## BEGIN

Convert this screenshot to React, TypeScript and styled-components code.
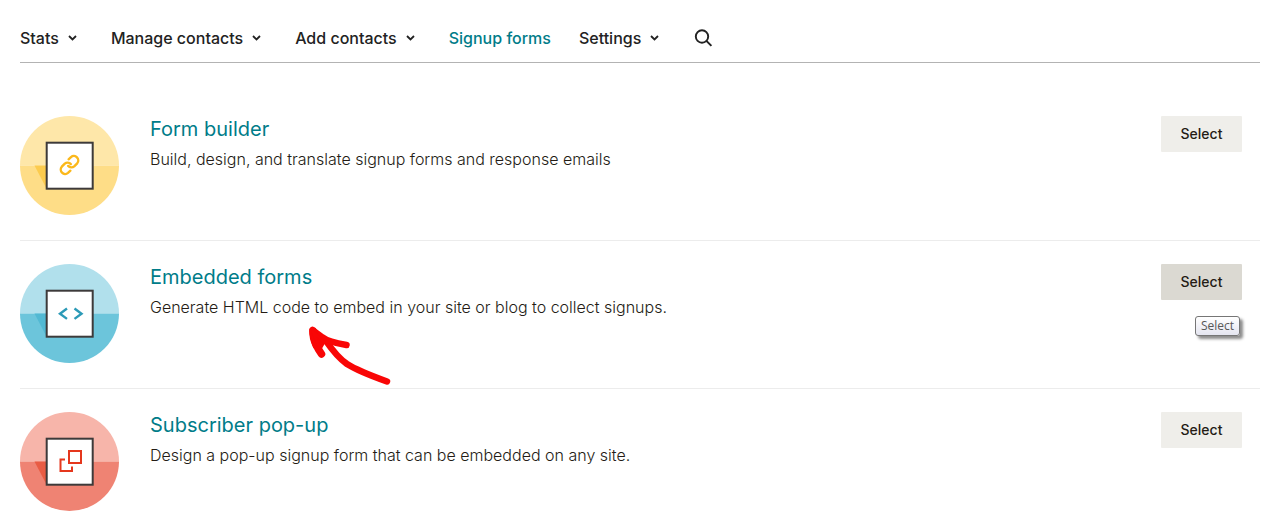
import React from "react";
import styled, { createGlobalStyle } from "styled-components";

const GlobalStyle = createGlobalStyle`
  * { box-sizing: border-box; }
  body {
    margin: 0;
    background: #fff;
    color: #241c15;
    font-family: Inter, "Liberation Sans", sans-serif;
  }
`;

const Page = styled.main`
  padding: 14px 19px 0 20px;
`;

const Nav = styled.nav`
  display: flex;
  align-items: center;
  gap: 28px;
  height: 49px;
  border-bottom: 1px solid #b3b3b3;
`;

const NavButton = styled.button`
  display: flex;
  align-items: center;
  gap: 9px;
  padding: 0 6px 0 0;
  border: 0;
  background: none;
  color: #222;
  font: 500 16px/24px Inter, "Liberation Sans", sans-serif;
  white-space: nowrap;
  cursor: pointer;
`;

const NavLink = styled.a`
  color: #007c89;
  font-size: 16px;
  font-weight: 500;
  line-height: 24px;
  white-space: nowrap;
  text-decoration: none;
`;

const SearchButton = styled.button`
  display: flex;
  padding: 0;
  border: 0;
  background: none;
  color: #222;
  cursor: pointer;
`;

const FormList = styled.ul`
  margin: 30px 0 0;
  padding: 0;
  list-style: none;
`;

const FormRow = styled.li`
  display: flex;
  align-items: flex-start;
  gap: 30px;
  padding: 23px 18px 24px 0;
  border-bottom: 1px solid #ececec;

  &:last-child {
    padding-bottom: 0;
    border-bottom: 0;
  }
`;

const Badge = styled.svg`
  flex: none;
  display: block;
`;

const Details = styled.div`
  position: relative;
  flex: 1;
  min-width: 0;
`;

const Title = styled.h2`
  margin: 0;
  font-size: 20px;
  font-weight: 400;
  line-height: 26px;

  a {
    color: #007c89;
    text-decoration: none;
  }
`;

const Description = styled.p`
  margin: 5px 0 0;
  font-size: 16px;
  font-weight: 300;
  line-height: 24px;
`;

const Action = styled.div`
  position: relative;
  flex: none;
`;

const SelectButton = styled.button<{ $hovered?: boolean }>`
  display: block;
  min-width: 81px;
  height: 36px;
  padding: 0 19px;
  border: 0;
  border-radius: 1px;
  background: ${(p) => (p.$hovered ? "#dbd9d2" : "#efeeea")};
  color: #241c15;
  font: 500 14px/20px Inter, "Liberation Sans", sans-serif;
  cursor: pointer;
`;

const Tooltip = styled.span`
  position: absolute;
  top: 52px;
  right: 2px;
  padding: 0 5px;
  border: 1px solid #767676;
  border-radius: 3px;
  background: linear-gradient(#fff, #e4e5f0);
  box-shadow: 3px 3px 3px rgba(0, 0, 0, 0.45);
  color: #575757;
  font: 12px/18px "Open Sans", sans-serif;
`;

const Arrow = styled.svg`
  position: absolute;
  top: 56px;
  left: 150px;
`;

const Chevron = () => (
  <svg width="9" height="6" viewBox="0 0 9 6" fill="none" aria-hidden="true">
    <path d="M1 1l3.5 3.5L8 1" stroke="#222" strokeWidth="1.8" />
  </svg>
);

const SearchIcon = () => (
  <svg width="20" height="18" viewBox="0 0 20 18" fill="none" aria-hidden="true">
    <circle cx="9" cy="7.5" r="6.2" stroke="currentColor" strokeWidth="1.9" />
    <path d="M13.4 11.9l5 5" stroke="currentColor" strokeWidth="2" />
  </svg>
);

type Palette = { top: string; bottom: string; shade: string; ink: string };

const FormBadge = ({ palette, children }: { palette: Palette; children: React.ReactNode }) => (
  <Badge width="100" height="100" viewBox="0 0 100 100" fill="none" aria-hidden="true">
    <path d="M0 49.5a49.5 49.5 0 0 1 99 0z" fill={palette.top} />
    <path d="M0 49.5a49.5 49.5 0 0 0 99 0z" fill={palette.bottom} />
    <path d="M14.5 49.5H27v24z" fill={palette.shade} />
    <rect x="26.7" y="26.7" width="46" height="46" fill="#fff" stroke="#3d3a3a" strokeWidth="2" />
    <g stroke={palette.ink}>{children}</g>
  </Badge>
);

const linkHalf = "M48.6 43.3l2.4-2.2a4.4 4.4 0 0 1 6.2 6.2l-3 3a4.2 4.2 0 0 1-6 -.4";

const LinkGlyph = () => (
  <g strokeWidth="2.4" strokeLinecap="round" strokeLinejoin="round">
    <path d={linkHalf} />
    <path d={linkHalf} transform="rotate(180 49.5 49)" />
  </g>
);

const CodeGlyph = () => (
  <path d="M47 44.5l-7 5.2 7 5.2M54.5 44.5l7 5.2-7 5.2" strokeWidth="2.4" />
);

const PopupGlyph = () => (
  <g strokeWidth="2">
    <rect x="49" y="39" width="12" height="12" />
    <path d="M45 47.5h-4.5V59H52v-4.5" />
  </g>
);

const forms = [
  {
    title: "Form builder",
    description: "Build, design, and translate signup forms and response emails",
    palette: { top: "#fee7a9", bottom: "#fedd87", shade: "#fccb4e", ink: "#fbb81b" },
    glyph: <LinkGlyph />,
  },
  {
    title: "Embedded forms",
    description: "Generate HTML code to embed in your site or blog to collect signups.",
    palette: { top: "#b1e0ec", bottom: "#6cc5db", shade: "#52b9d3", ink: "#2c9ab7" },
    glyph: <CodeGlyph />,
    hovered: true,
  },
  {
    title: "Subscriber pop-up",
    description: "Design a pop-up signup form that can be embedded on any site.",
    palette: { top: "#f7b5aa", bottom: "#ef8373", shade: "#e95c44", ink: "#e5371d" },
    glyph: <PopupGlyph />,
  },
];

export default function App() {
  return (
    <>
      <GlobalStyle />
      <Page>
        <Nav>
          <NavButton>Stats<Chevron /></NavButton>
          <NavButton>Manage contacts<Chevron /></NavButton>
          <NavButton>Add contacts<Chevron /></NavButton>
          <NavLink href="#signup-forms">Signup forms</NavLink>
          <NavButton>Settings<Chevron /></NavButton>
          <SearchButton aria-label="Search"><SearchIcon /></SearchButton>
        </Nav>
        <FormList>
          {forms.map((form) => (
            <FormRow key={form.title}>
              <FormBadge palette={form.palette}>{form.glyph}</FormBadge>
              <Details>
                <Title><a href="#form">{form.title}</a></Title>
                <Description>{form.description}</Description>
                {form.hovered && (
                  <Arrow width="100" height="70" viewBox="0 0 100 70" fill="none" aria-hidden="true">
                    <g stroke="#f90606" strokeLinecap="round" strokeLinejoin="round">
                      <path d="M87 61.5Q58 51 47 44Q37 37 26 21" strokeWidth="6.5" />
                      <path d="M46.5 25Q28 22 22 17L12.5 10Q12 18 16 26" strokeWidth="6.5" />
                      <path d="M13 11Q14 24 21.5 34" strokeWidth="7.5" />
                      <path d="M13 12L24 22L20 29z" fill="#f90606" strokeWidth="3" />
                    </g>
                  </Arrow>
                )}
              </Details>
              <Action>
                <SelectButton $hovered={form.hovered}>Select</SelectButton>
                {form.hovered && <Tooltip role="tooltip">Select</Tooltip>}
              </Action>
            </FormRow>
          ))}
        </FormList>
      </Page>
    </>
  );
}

## END

▶ _REQUIRED WORK_
Skipping the pictures, transcribe each line above exactly as it appears.

▶ _COMPLETE OUTPUT_
Convert this screenshot to React, TypeScript and styled-components code.
import React from "react";
import styled, { createGlobalStyle } from "styled-components";

const GlobalStyle = createGlobalStyle`
  * { box-sizing: border-box; }
  body {
    margin: 0;
    background: #fff;
    color: #241c15;
    font-family: Inter, "Liberation Sans", sans-serif;
  }
`;

const Page = styled.main`
  padding: 14px 19px 0 20px;
`;

const Nav = styled.nav`
  display: flex;
  align-items: center;
  gap: 28px;
  height: 49px;
  border-bottom: 1px solid #b3b3b3;
`;

const NavButton = styled.button`
  display: flex;
  align-items: center;
  gap: 9px;
  padding: 0 6px 0 0;
  border: 0;
  background: none;
  color: #222;
  font: 500 16px/24px Inter, "Liberation Sans", sans-serif;
  white-space: nowrap;
  cursor: pointer;
`;

const NavLink = styled.a`
  color: #007c89;
  font-size: 16px;
  font-weight: 500;
  line-height: 24px;
  white-space: nowrap;
  text-decoration: none;
`;

const SearchButton = styled.button`
  display: flex;
  padding: 0;
  border: 0;
  background: none;
  color: #222;
  cursor: pointer;
`;

const FormList = styled.ul`
  margin: 30px 0 0;
  padding: 0;
  list-style: none;
`;

const FormRow = styled.li`
  display: flex;
  align-items: flex-start;
  gap: 30px;
  padding: 23px 18px 24px 0;
  border-bottom: 1px solid #ececec;

  &:last-child {
    padding-bottom: 0;
    border-bottom: 0;
  }
`;

const Badge = styled.svg`
  flex: none;
  display: block;
`;

const Details = styled.div`
  position: relative;
  flex: 1;
  min-width: 0;
`;

const Title = styled.h2`
  margin: 0;
  font-size: 20px;
  font-weight: 400;
  line-height: 26px;

  a {
    color: #007c89;
    text-decoration: none;
  }
`;

const Description = styled.p`
  margin: 5px 0 0;
  font-size: 16px;
  font-weight: 300;
  line-height: 24px;
`;

const Action = styled.div`
  position: relative;
  flex: none;
`;

const SelectButton = styled.button<{ $hovered?: boolean }>`
  display: block;
  min-width: 81px;
  height: 36px;
  padding: 0 19px;
  border: 0;
  border-radius: 1px;
  background: ${(p) => (p.$hovered ? "#dbd9d2" : "#efeeea")};
  color: #241c15;
  font: 500 14px/20px Inter, "Liberation Sans", sans-serif;
  cursor: pointer;
`;

const Tooltip = styled.span`
  position: absolute;
  top: 52px;
  right: 2px;
  padding: 0 5px;
  border: 1px solid #767676;
  border-radius: 3px;
  background: linear-gradient(#fff, #e4e5f0);
  box-shadow: 3px 3px 3px rgba(0, 0, 0, 0.45);
  color: #575757;
  font: 12px/18px "Open Sans", sans-serif;
`;

const Arrow = styled.svg`
  position: absolute;
  top: 56px;
  left: 150px;
`;

const Chevron = () => (
  <svg width="9" height="6" viewBox="0 0 9 6" fill="none" aria-hidden="true">
    <path d="M1 1l3.5 3.5L8 1" stroke="#222" strokeWidth="1.8" />
  </svg>
);

const SearchIcon = () => (
  <svg width="20" height="18" viewBox="0 0 20 18" fill="none" aria-hidden="true">
    <circle cx="9" cy="7.5" r="6.2" stroke="currentColor" strokeWidth="1.9" />
    <path d="M13.4 11.9l5 5" stroke="currentColor" strokeWidth="2" />
  </svg>
);

type Palette = { top: string; bottom: string; shade: string; ink: string };

const FormBadge = ({ palette, children }: { palette: Palette; children: React.ReactNode }) => (
  <Badge width="100" height="100" viewBox="0 0 100 100" fill="none" aria-hidden="true">
    <path d="M0 49.5a49.5 49.5 0 0 1 99 0z" fill={palette.top} />
    <path d="M0 49.5a49.5 49.5 0 0 0 99 0z" fill={palette.bottom} />
    <path d="M14.5 49.5H27v24z" fill={palette.shade} />
    <rect x="26.7" y="26.7" width="46" height="46" fill="#fff" stroke="#3d3a3a" strokeWidth="2" />
    <g stroke={palette.ink}>{children}</g>
  </Badge>
);

const linkHalf = "M48.6 43.3l2.4-2.2a4.4 4.4 0 0 1 6.2 6.2l-3 3a4.2 4.2 0 0 1-6 -.4";

const LinkGlyph = () => (
  <g strokeWidth="2.4" strokeLinecap="round" strokeLinejoin="round">
    <path d={linkHalf} />
    <path d={linkHalf} transform="rotate(180 49.5 49)" />
  </g>
);

const CodeGlyph = () => (
  <path d="M47 44.5l-7 5.2 7 5.2M54.5 44.5l7 5.2-7 5.2" strokeWidth="2.4" />
);

const PopupGlyph = () => (
  <g strokeWidth="2">
    <rect x="49" y="39" width="12" height="12" />
    <path d="M45 47.5h-4.5V59H52v-4.5" />
  </g>
);

const forms = [
  {
    title: "Form builder",
    description: "Build, design, and translate signup forms and response emails",
    palette: { top: "#fee7a9", bottom: "#fedd87", shade: "#fccb4e", ink: "#fbb81b" },
    glyph: <LinkGlyph />,
  },
  {
    title: "Embedded forms",
    description: "Generate HTML code to embed in your site or blog to collect signups.",
    palette: { top: "#b1e0ec", bottom: "#6cc5db", shade: "#52b9d3", ink: "#2c9ab7" },
    glyph: <CodeGlyph />,
    hovered: true,
  },
  {
    title: "Subscriber pop-up",
    description: "Design a pop-up signup form that can be embedded on any site.",
    palette: { top: "#f7b5aa", bottom: "#ef8373", shade: "#e95c44", ink: "#e5371d" },
    glyph: <PopupGlyph />,
  },
];

export default function App() {
  return (
    <>
      <GlobalStyle />
      <Page>
        <Nav>
          <NavButton>Stats<Chevron /></NavButton>
          <NavButton>Manage contacts<Chevron /></NavButton>
          <NavButton>Add contacts<Chevron /></NavButton>
          <NavLink href="#signup-forms">Signup forms</NavLink>
          <NavButton>Settings<Chevron /></NavButton>
          <SearchButton aria-label="Search"><SearchIcon /></SearchButton>
        </Nav>
        <FormList>
          {forms.map((form) => (
            <FormRow key={form.title}>
              <FormBadge palette={form.palette}>{form.glyph}</FormBadge>
              <Details>
                <Title><a href="#form">{form.title}</a></Title>
                <Description>{form.description}</Description>
                {form.hovered && (
                  <Arrow width="100" height="70" viewBox="0 0 100 70" fill="none" aria-hidden="true">
                    <g stroke="#f90606" strokeLinecap="round" strokeLinejoin="round">
                      <path d="M87 61.5Q58 51 47 44Q37 37 26 21" strokeWidth="6.5" />
                      <path d="M46.5 25Q28 22 22 17L12.5 10Q12 18 16 26" strokeWidth="6.5" />
                      <path d="M13 11Q14 24 21.5 34" strokeWidth="7.5" />
                      <path d="M13 12L24 22L20 29z" fill="#f90606" strokeWidth="3" />
                    </g>
                  </Arrow>
                )}
              </Details>
              <Action>
                <SelectButton $hovered={form.hovered}>Select</SelectButton>
                {form.hovered && <Tooltip role="tooltip">Select</Tooltip>}
              </Action>
            </FormRow>
          ))}
        </FormList>
      </Page>
    </>
  );
}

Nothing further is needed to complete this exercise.